How Priority Inheritance Works in FreeRTOS
FreeRTOS automatically enables priority inheritance for mutexes. When a higher-priority task waits for a mutex, the lower-priority task that currently holds the mutex inherits the priority of the higher-priority task until it releases the mutex.
Example :
#include <stdio.h>
#include "freertos/FreeRTOS.h"
#include "freertos/task.h"
#include "freertos/semphr.h"
// Mutex handle
SemaphoreHandle_t xMutex;
// Task A (High priority)
void taskA(void *pvParameters) {
printf("Task A (High priority) started\n");
// Attempt to take the mutex (wait indefinitely)
if (xSemaphoreTake(xMutex, portMAX_DELAY) == pdTRUE) {
// Simulate critical section
printf("Task A acquired the mutex and is working on the shared resource\n");
vTaskDelay(500 / portTICK_PERIOD_MS); // Simulate work (e.g., processing)

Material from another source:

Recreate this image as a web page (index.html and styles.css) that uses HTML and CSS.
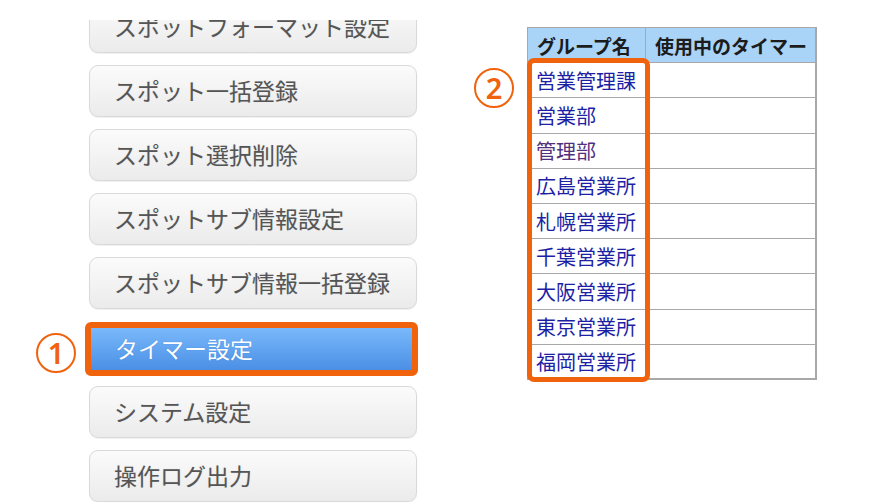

printf("Task A finished its work and released the mutex\n");
// Release the mutex
xSemaphoreGive(xMutex);
}
// Task A is done
vTaskDelete(NULL);
}
// Task B (Medium priority)
void taskB(void *pvParameters) {
printf("Task B (Medium priority) started\n");
// Simulate some work, but do not try to acquire the mutex
for (int i = 0; i < 10; i++) {
printf("Task B is doing some non-critical work\n");
vTaskDelay(300 / portTICK_PERIOD_MS); // Simulate work
}
// Task B is done
vTaskDelete(NULL);
}
// Task C (Low priority)
void taskC(void *pvParameters) {
printf("Task C (Low priority) started\n");
xSemaphoreTake(xMutex, portMAX_DELAY); // Take the mutex
// Simulate holding the mutex for a long time
printf("Task C is holding the mutex\n");
// Simulate work while holding the mutex
vTaskDelay(2000 / portTICK_PERIOD_MS); // Simulate long critical section (holding mutex)
printf("Task C finished its work and is releasing the mutex\n");
// Release the mutex
xSemaphoreGive(xMutex);
// Task C is done
vTaskDelete(NULL);
}
void app_main(void) {
// Create the mutex with priority inheritance enabled by default
xMutex = xSemaphoreCreateMutex();
if (xMutex == NULL) {
printf("Failed to create mutex\n");
return;
}
// Create Task C (low priority)
xTaskCreate(taskC, "Task C", 2048, NULL, 1, NULL); // Priority 1 (Low priority)
// Create Task A (high priority)
xTaskCreate(taskA, "Task A", 2048, NULL, 3, NULL); // Priority 3 (High priority)
// Create Task B (medium priority)
xTaskCreate(taskB, "Task B", 2048, NULL, 2, NULL); // Priority 2 (Medium priority)
}
Conclusion
Priority inversion can cause significant issues in real-time systems by delaying the execution of critical tasks. FreeRTOS provides a solution through priority inheritance, which helps prevent lower-priority tasks from blocking higher-priority tasks when mutexes are involved. By enabling priority inheritance, developers can ensure that the system behaves as expected even in complex scenarios where multiple tasks contend for shared resources.